■ EXERCISE OBJECTIVE
Repeat the material verbatim and drop the pictures.

■ DATASET SECTION
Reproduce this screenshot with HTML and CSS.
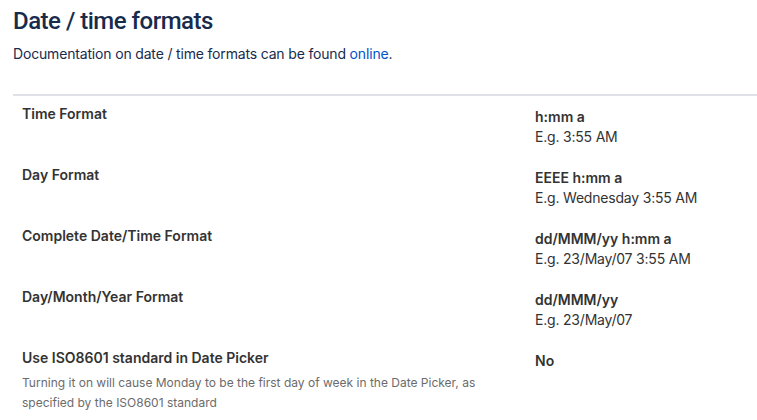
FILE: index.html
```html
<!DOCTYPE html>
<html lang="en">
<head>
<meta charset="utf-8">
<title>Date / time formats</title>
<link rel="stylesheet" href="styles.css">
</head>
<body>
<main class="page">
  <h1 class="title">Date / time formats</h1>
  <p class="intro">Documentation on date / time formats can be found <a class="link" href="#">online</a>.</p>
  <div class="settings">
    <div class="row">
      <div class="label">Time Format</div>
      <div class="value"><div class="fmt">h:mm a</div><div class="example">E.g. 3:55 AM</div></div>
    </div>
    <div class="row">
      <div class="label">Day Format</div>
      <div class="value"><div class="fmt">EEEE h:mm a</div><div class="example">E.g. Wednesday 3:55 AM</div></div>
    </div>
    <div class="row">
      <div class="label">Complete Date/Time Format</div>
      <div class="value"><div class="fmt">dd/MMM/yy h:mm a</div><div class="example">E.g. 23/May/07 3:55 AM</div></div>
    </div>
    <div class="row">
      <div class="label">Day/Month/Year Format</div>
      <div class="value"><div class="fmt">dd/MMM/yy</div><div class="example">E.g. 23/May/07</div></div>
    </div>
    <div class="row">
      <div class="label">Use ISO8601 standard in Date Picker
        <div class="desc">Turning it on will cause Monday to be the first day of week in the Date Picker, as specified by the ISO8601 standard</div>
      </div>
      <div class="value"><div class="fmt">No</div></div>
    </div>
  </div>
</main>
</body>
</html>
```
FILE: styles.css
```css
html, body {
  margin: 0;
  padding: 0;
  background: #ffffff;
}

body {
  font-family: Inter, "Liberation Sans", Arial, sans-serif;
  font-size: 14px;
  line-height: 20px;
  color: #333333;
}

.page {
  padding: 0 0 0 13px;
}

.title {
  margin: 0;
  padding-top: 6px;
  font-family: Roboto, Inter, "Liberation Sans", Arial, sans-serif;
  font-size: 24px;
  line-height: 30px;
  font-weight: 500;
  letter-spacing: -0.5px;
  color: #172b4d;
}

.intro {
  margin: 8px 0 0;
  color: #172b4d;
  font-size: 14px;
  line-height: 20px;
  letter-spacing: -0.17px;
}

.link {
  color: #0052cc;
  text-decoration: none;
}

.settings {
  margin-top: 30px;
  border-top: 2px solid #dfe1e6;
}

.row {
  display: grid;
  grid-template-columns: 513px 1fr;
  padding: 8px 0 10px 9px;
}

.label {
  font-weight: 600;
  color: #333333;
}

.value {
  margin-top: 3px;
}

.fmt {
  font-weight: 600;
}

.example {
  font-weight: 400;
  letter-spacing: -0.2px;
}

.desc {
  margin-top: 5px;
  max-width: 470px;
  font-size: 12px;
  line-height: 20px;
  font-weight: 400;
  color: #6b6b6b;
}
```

■ OUTPUT
Reproduce this screenshot with HTML and CSS.
FILE: index.html
```html
<!DOCTYPE html>
<html lang="en">
<head>
<meta charset="utf-8">
<title>Date / time formats</title>
<link rel="stylesheet" href="styles.css">
</head>
<body>
<main class="page">
  <h1 class="title">Date / time formats</h1>
  <p class="intro">Documentation on date / time formats can be found <a class="link" href="#">online</a>.</p>
  <div class="settings">
    <div class="row">
      <div class="label">Time Format</div>
      <div class="value"><div class="fmt">h:mm a</div><div class="example">E.g. 3:55 AM</div></div>
    </div>
    <div class="row">
      <div class="label">Day Format</div>
      <div class="value"><div class="fmt">EEEE h:mm a</div><div class="example">E.g. Wednesday 3:55 AM</div></div>
    </div>
    <div class="row">
      <div class="label">Complete Date/Time Format</div>
      <div class="value"><div class="fmt">dd/MMM/yy h:mm a</div><div class="example">E.g. 23/May/07 3:55 AM</div></div>
    </div>
    <div class="row">
      <div class="label">Day/Month/Year Format</div>
      <div class="value"><div class="fmt">dd/MMM/yy</div><div class="example">E.g. 23/May/07</div></div>
    </div>
    <div class="row">
      <div class="label">Use ISO8601 standard in Date Picker
        <div class="desc">Turning it on will cause Monday to be the first day of week in the Date Picker, as specified by the ISO8601 standard</div>
      </div>
      <div class="value"><div class="fmt">No</div></div>
    </div>
  </div>
</main>
</body>
</html>
```
FILE: styles.css
```css
html, body {
  margin: 0;
  padding: 0;
  background: #ffffff;
}

body {
  font-family: Inter, "Liberation Sans", Arial, sans-serif;
  font-size: 14px;
  line-height: 20px;
  color: #333333;
}

.page {
  padding: 0 0 0 13px;
}

.title {
  margin: 0;
  padding-top: 6px;
  font-family: Roboto, Inter, "Liberation Sans", Arial, sans-serif;
  font-size: 24px;
  line-height: 30px;
  font-weight: 500;
  letter-spacing: -0.5px;
  color: #172b4d;
}

.intro {
  margin: 8px 0 0;
  color: #172b4d;
  font-size: 14px;
  line-height: 20px;
  letter-spacing: -0.17px;
}

.link {
  color: #0052cc;
  text-decoration: none;
}

.settings {
  margin-top: 30px;
  border-top: 2px solid #dfe1e6;
}

.row {
  display: grid;
  grid-template-columns: 513px 1fr;
  padding: 8px 0 10px 9px;
}

.label {
  font-weight: 600;
  color: #333333;
}

.value {
  margin-top: 3px;
}

.fmt {
  font-weight: 600;
}

.example {
  font-weight: 400;
  letter-spacing: -0.2px;
}

.desc {
  margin-top: 5px;
  max-width: 470px;
  font-size: 12px;
  line-height: 20px;
  font-weight: 400;
  color: #6b6b6b;
}
```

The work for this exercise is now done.